Sin pretender esconder sus particulares devociones, acaricia el pelaje de la vulnerabilidad, del instante y su fugacidad, de las palabras que nunca llegaron a ser pronunciadas, del gesto encubierto y la mirada velada. Remembranzas que no pertenecen a ninguna época vivida, porque tienen que ver con presencias y ausencias, con aroma a eternidad. Poemas sigilosos que se derriten en el alma y parecen flotar, a la deriva, en un mar de luces y sombras.
La obra de Ceña es de una rotundidad diríase solemne. Descose tramas para mostrar quebraduras y ajados pesares. Penetra y borda la piel del lienzo para revelar lo oculto, la privacidad más decorosa de cada figura representada, de todas esas ánimas de semblante acrisolado, blancas tras el color, resplandecientes e inquietantes,…intemporales.
Abre compuertas a la luz, que irrumpe como elemento expiativo y exterminador de oscuridades. Sin imposición alguna, sin cuestionamientos. Diríase que es más un acercamiento, un secreto compartido, la evocación de una vivencia que puede que sólo haya sido soñada, pero que no por ello es menos real. Y es que se maneja con inusual destreza dentro del territorio de lo onírico, atreviéndose con escenas complejas, de profundo arraigo, con las que —lejos de decepcionar— sobrecoge, especialmente por el acopio de valor que requiere por parte del artista.

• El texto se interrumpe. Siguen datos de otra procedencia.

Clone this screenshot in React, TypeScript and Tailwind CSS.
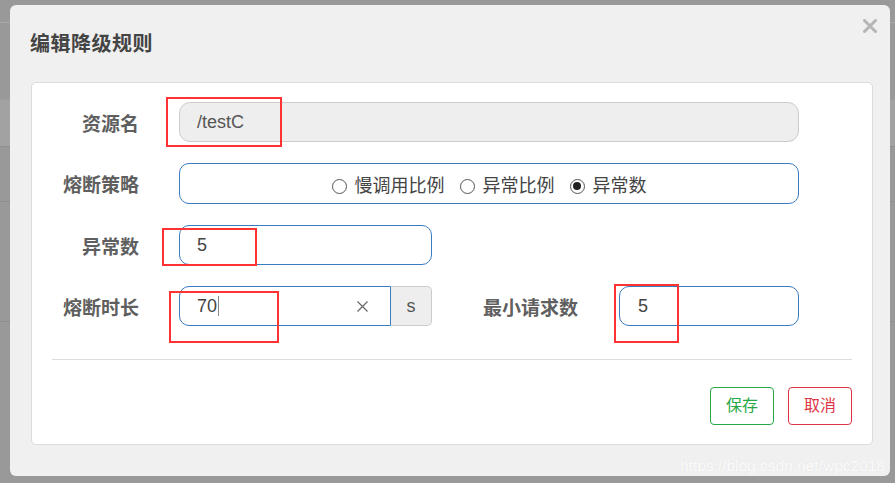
import React from 'react';

const font = { fontFamily: '"Liberation Sans", Arial, "Noto Sans CJK SC", sans-serif' };

const Radio = ({ label, checked }: { label: string; checked?: boolean }) => (
  <label className="flex items-center gap-[8px]">
    <span className="shrink-0 w-[15px] h-[15px] rounded-full border border-[#555] bg-white flex items-center justify-center">
      {checked && <span className="w-[8px] h-[8px] rounded-full bg-[#222]" />}
    </span>
    <span className="text-[18px] text-[#444]">{label}</span>
  </label>
);

const Label = ({ children }: { children: React.ReactNode }) => (
  <div className="w-[107px] shrink-0 mt-[6px] text-right text-[19px] font-bold text-[#5f5f5f]">{children}</div>
);

const App = () => {
  return (
    <div className="relative w-[895px] h-[483px] overflow-hidden bg-[#999999]" style={font}>
      {/* page behind the backdrop */}
      <div className="flex flex-col">
        <div className="h-[23px] border-b border-[#aaaaaa]" />
        <div className="h-[77px] border-b border-[#9d9d9d]" />
        <div className="h-[47px] bg-[#a2a2a2] border-b border-[#8f8f8f]" />
        <div className="h-[55px] border-b border-[#8f8f8f]" />
        <div className="h-[120px] border-b border-[#8f8f8f]" />
      </div>

      {/* modal */}
      <div className="absolute left-[10px] top-[5px] w-[880px] h-[471px] rounded-[6px] bg-[#f0f0f0] flex flex-col">
        <div className="h-[77px] pl-[20px] pr-[13px] flex items-center justify-between">
          <h3 className="text-[20px] font-bold text-[#444] tracking-[0.5px]">编辑降级规则</h3>
          <svg width="14" height="14" viewBox="0 0 14 14" className="-mt-[36px]">
            <path d="M1.5 1.5 L12.5 12.5 M12.5 1.5 L1.5 12.5" stroke="#b5b5b5" strokeWidth="3" strokeLinecap="round" />
          </svg>
        </div>

        <div className="ml-[21px] w-[842px] h-[363px] bg-white border border-[#dcdcdc] rounded-[5px] pt-[19px] px-[20px] flex flex-col">
          <div className="flex flex-col gap-[21px]">
            <div className="flex items-center -ml-[20px]">
              <Label>资源名</Label>
              <div className="ml-[40px] w-[620px] h-[40px] rounded-[11px] border border-[#cccccc] bg-[#eeeeee] flex items-center px-[17px] text-[18px] text-[#555]">
                /testC
              </div>
            </div>

            <div className="flex items-center -ml-[20px]">
              <Label>熔断策略</Label>
              <div className="ml-[40px] w-[620px] h-[41px] pt-[5px] rounded-[10px] border border-[#3a7cc0] flex items-center justify-center gap-[15px]">
                <Radio label="慢调用比例" />
                <Radio label="异常比例" />
                <Radio label="异常数" checked />
              </div>
            </div>

            <div className="flex items-center -ml-[20px]">
              <Label>异常数</Label>
              <div className="ml-[40px] w-[253px] h-[40px] rounded-[10px] border border-[#3a7cc0] flex items-center px-[17px] text-[18px] text-[#444]">
                5
              </div>
            </div>

            <div className="flex items-center -ml-[20px]">
              <Label>熔断时长</Label>
              <div className="ml-[40px] flex h-[40px]">
                <div className="w-[212px] rounded-l-[10px] border border-[#3a7cc0] flex items-center pl-[17px] pr-[22px] text-[18px] text-[#444]">
                  <span>70</span>
                  <span className="w-px h-[20px] bg-[#888] ml-[1px]" />
                  <svg width="11" height="11" viewBox="0 0 11 11" className="ml-auto">
                    <path d="M0.5 0.5 L10.5 10.5 M10.5 0.5 L0.5 10.5" stroke="#666" strokeWidth="1.2" />
                  </svg>
                </div>
                <div className="w-[41px] rounded-r-[5px] border border-l-0 border-[#cccccc] bg-[#eeeeee] flex items-center justify-center text-[18px] text-[#555]">
                  s
                </div>
              </div>
              <div className="ml-[51px] mt-[6px] w-[100px] text-[19px] font-bold text-[#5f5f5f]">最小请求数</div>
              <div className="ml-[36px] w-[180px] h-[40px] rounded-[10px] border border-[#3a7cc0] flex items-center px-[18px] text-[18px] text-[#444]">
                5
              </div>
            </div>
          </div>

          <div className="mt-[33px] border-t border-[#dddddd]" />

          <div className="mt-[27px] flex justify-end gap-[14px]">
            <button className="w-[64px] h-[38px] rounded-[4px] border border-[#28a745] text-[#28a745] text-[16px] bg-white">
              保存
            </button>
            <button className="w-[64px] h-[38px] rounded-[4px] border border-[#dc3545] text-[#dc3545] text-[16px] bg-white">
              取消
            </button>
          </div>
        </div>
      </div>

      {/* red annotation boxes */}
      <div className="absolute left-[166px] top-[97px] w-[116px] h-[50px] border-2 border-[#ff3333]" />
      <div className="absolute left-[162px] top-[228px] w-[95px] h-[38px] border-2 border-[#ff3333]" />
      <div className="absolute left-[169px] top-[291px] w-[110px] h-[52px] border-2 border-[#ff3333]" />
      <div className="absolute left-[614px] top-[284px] w-[65px] h-[59px] border-2 border-[#ff3333]" />

      {/* watermark */}
      <div className="absolute right-[10px] top-[454px] text-[15.5px] text-[#fbfbfb] [text-shadow:0_0_1px_#e0e0e0]">
        https://blog.csdn.net/wpc2018
      </div>
    </div>
  );
};

export default App;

En definitiva, una obra intimista y sugerente, de gran valor artístico y conciliador, donde cada fragmento o retazo parece quedar enhebrado por el mismo hilo conductor de una historia sin principio ni final, en la que todo transcurre una y otra vez, en algún momento o en algún lugar, aunque en realidad el cuándo y el dónde carezcan de importancia alguna. Puede que todo el sentido radique en ese caprichoso instante durante el que algo tangible deja de serlo para convertirse en esencia, en recuerdo, en alma.